I'll start by admitting my bias, I'm a big fan of case study films, I think having your customers, on film, explaining how great your product is, or how you solved a business problem for them is one of the best uses of video in marketing you can have. They can be surprisingly straightforward to put together and they can also be relatively low cost. But there are a few things to look out for when you are making one.

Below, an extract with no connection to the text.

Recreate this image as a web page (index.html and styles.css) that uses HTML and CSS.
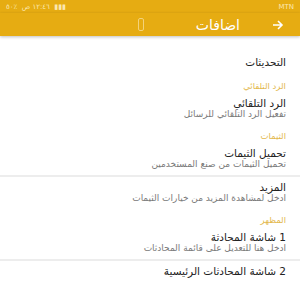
FILE: index.html
```html
<!DOCTYPE html>
<html lang="ar" dir="rtl">
<head>
    <meta charset="UTF-8">
    <meta name="viewport" content="width=device-width, initial-scale=1.0">
    <link rel="stylesheet" href="styles.css">
    <title>اضافات</title>
</head>
<body>

    <div class="status">
        <span class="carrier">MTN</span>
        <span class="clock">١٢:٤٦ ص &nbsp;٪٥٠ &nbsp;▮▮▮</span>
    </div>

    <header class="toolbar">
        <svg class="back" width="12" height="10" viewBox="0 0 12 10">
            <path d="M1 5h9M6 1l4 4-4 4" fill="none" stroke="#fff" stroke-width="1.6"/>
        </svg>
        <h1>اضافات</h1>
        <span class="tool-icon"></span>
    </header>

    <div class="list">
        <div class="pref first">
            <div class="title">التحديثات</div>
        </div>

        <div class="cat">الرد التلقائي</div>
        <div class="pref">
            <div class="title">الرد التلقائي</div>
            <div class="sub">تفعيل الرد التلقائي للرسائل</div>
        </div>

        <div class="cat">الثيمات</div>
        <div class="pref">
            <div class="title">تحميل الثيمات</div>
            <div class="sub">تحميل الثيمات من صنع المستخدمين</div>
        </div>
        <div class="divider"></div>
        <div class="pref">
            <div class="title">المزيد</div>
            <div class="sub">ادخل لمشاهدة المزيد من خيارات الثيمات</div>
        </div>

        <div class="cat">المظهر</div>
        <div class="pref">
            <div class="title">1 شاشة المحادثة</div>
            <div class="sub">ادخل هنا للتعديل على قائمة المحادثات</div>
        </div>
        <div class="divider"></div>
        <div class="pref">
            <div class="title">2 شاشة المحادثات الرئيسية</div>
        </div>
    </div>

</body>
</html>
```

FILE: styles.css
```css
body {
    margin: 0;
    font-family: "DejaVu Sans", "Noto Sans", sans-serif;
    background-color: #fff;
    overflow: hidden;
}

.status {
    height: 13px;
    background-color: #e6ac12;
    color: #fbe7b0;
    font-size: 7px;
    display: flex;
    justify-content: space-between;
    align-items: center;
    padding: 0 6px;
    direction: ltr;
    flex-direction: row-reverse;
}

.toolbar {
    height: 23px;
    background-color: #e6ac12;
    display: flex;
    align-items: center;
    padding: 0 16px 0 0;
    box-shadow: 0 1px 3px rgba(0, 0, 0, 0.25);
    position: relative;
}

.back {
    margin-left: 32px;
}

.toolbar h1 {
    margin: 0;
    color: #fff;
    font-size: 14px;
    font-weight: normal;
}

.tool-icon {
    width: 4px;
    height: 11px;
    margin-right: 52px;
    border: 1px solid #f3d27a;
    border-radius: 2px;
}

.list {
    padding-top: 1px;
}

.pref {
    padding: 4px 14px 5px;
    white-space: nowrap;
}

.pref.first {
    padding: 19px 14px 7px;
}

.title {
    font-size: 10.5px;
    line-height: 12px;
    color: #222;
}

.sub {
    font-size: 9px;
    line-height: 11px;
    color: #7a7a7a;
}

.cat {
    padding: 5px 14px 1px;
    font-size: 8.5px;
    line-height: 12px;
    color: #e3b84c;
}

.divider {
    height: 2px;
    background-color: #ededed;
}
```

1. Getting the Customer to agree!
This is probably the most difficult part of any case study film, hopefully it's not hard for you to find a happy customer but getting them to agree to be on film can be a problem. In my experience people can be very nervous about appearing on camera and no matter how much you reassure them that it won't be difficult they still imagine that it's going to be a difficult experience. It's important to reassure the customer that they are in charge of the process, it's not live TV so they will be able to take their time to answer. Also (hopefully!) they will have approval over the final edit so there will be no chance of any inaccuracies or sensitive information being published.

2. Too much preparation
Once you've got them to agree you have to then make sure that they are prepared for their days filming without being too prepared. When interviewees turn up on the day with a prepared "script" I know it's probably going to be a difficult interview. It's much better to agree themes for questions beforehand rather than giving them actual questions, taking a conversational approach to asking the questions will get much more natural answers. I also try and make the shoot as informal as possible, modern LED lighting doesn't generate heat like TV lighting used to, so the filming environment is much more comfortable.

3.Cutaway Footage
A few minutes of just a "talking head" can be interesting but adding cutaway material, sometimes called "b-roll", will make the film more engaging. This can be filmed at the customer's offices on the same day or sometimes at other sites they may have. Sometimes you get lucky and they have their own pre-shot and pre-approved footage to use. Once again it's important to stress that any footage that is filmed on their premises will be subject to their final approval before publishing.

4.Final Approval
I've already mentioned this but it's VITAL that you let your customer have the final approval on the video. Often it will need to go through legal, branding and marketing as well. I often find that the customer's marketing department ask to use the film as well, which is added benefit as it gives you a broader audience for the film.

5.Getting it seen
As with any video you shouldn't expect to just put the film on YouTube or your website and expect people to find it. Make sure that you plan a marketing campaign for the film, there are also lot's of SEO elements you can use when uploading the video that will help get it placed in search rankings. This is something we are happy to help with. The film can have many uses beyond online, a case study film can be a great aid for your sales department to use in pitches and presentations.

Video is a great tool, especially in a world dominated by social media so do take time to think about adding some great case study films to your marketing toolbox.